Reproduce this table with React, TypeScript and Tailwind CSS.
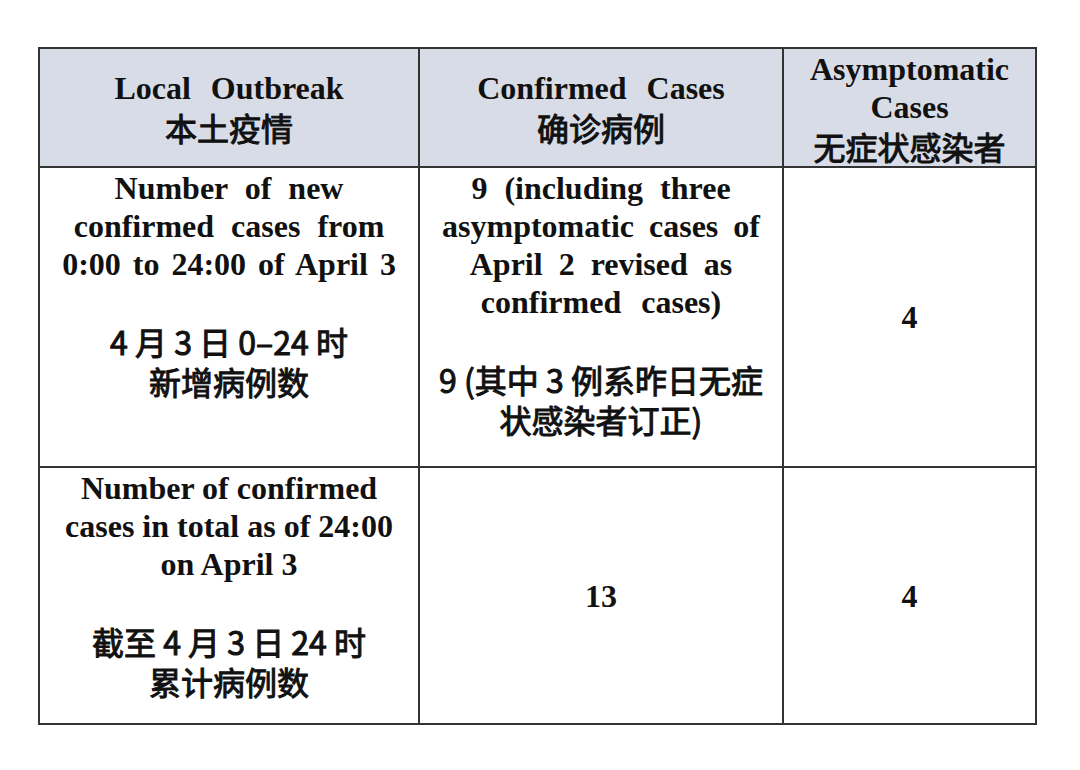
import React from 'react';

const serif = "font-['Liberation_Serif','Times_New_Roman',serif] font-bold text-[32px] leading-[38px]";
const cjk = "font-['Noto_Sans_CJK_SC','Noto_Sans',sans-serif] font-normal [-webkit-text-stroke:1px_#111] text-[32px] leading-[40px]";

interface LineProps {
  text: string;
  gap?: string;
}

const En: React.FC<LineProps> = ({ text, gap = '' }) => (
  <div className={`${serif} ${gap} whitespace-pre`}>{text}</div>
);

const Zh: React.FC<{ text: string }> = ({ text }) => (
  <div className={`${cjk} whitespace-pre`}>{text}</div>
);

const Spacer = () => <div className="h-[38px]" />;

const App: React.FC = () => {
  const cell = 'border-l-2 border-t-2 border-[#333] flex flex-col items-center text-center text-[#111]';

  return (
    <div className="w-[1080px] h-[770px] bg-white pt-[47px] pl-[38px]">
      <div className="grid w-[999px] grid-cols-[380px_364px_253px] grid-rows-[119px_300px_257px] border-r-2 border-b-2 border-[#333]">
        {/* header */}
        <div className={`${cell} justify-center bg-[#d8dce7]`}>
          <En text="Local Outbreak" gap="[word-spacing:12px]" />
          <Zh text="本土疫情" />
        </div>
        <div className={`${cell} justify-center bg-[#d8dce7]`}>
          <En text="Confirmed Cases" gap="[word-spacing:12px]" />
          <Zh text="确诊病例" />
        </div>
        <div className={`${cell} justify-center bg-[#d8dce7]`}>
          <div className={`${serif} leading-[36px]`}>Asymptomatic</div>
          <div className={`${serif} leading-[36px]`}>Cases</div>
          <Zh text="无症状感染者" />
        </div>

        {/* new cases */}
        <div className={`${cell} pt-px`}>
          <En text="Number of new" gap="[word-spacing:9px]" />
          <En text="confirmed cases from" gap="[word-spacing:9px]" />
          <En text="0:00 to 24:00 of April 3" gap="[word-spacing:4px]" />
          <Spacer />
          <Zh text="4 月 3 日 0–24 时" />
          <Zh text="新增病例数" />
        </div>
        <div className={`${cell} pt-px`}>
          <En text="9 (including three" gap="[word-spacing:9px]" />
          <En text="asymptomatic cases of" gap="[word-spacing:7px]" />
          <En text="April 2 revised as" gap="[word-spacing:8px]" />
          <En text="confirmed cases)" gap="[word-spacing:12px]" />
          <Spacer />
          <Zh text="9 (其中 3 例系昨日无症" />
          <Zh text="状感染者订正)" />
        </div>
        <div className={`${cell} justify-center`}>
          <En text="4" />
        </div>

        {/* totals */}
        <div className={`${cell} pt-px`}>
          <En text="Number of confirmed" />
          <En text="cases in total as of 24:00" />
          <En text="on April 3" />
          <Spacer />
          <Zh text="截至 4 月 3 日 24 时" />
          <Zh text="累计病例数" />
        </div>
        <div className={`${cell} justify-center`}>
          <En text="13" />
        </div>
        <div className={`${cell} justify-center`}>
          <En text="4" />
        </div>
      </div>
    </div>
  );
};

export default App;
-*-
* [Requirement]
Skip the pictures, please, and transcribe only the lines from the beginning of the material through the one that contains "const cell = 'border-l-2".

* [Output of the task]
Reproduce this table with React, TypeScript and Tailwind CSS.
import React from 'react';

const serif = "font-['Liberation_Serif','Times_New_Roman',serif] font-bold text-[32px] leading-[38px]";
const cjk = "font-['Noto_Sans_CJK_SC','Noto_Sans',sans-serif] font-normal [-webkit-text-stroke:1px_#111] text-[32px] leading-[40px]";

interface LineProps {
  text: string;
  gap?: string;
}

const En: React.FC<LineProps> = ({ text, gap = '' }) => (
  <div className={`${serif} ${gap} whitespace-pre`}>{text}</div>
);

const Zh: React.FC<{ text: string }> = ({ text }) => (
  <div className={`${cjk} whitespace-pre`}>{text}</div>
);

const Spacer = () => <div className="h-[38px]" />;

const App: React.FC = () => {
  const cell = 'border-l-2 border-t-2 border-[#333] flex flex-col items-center text-center text-[#111]';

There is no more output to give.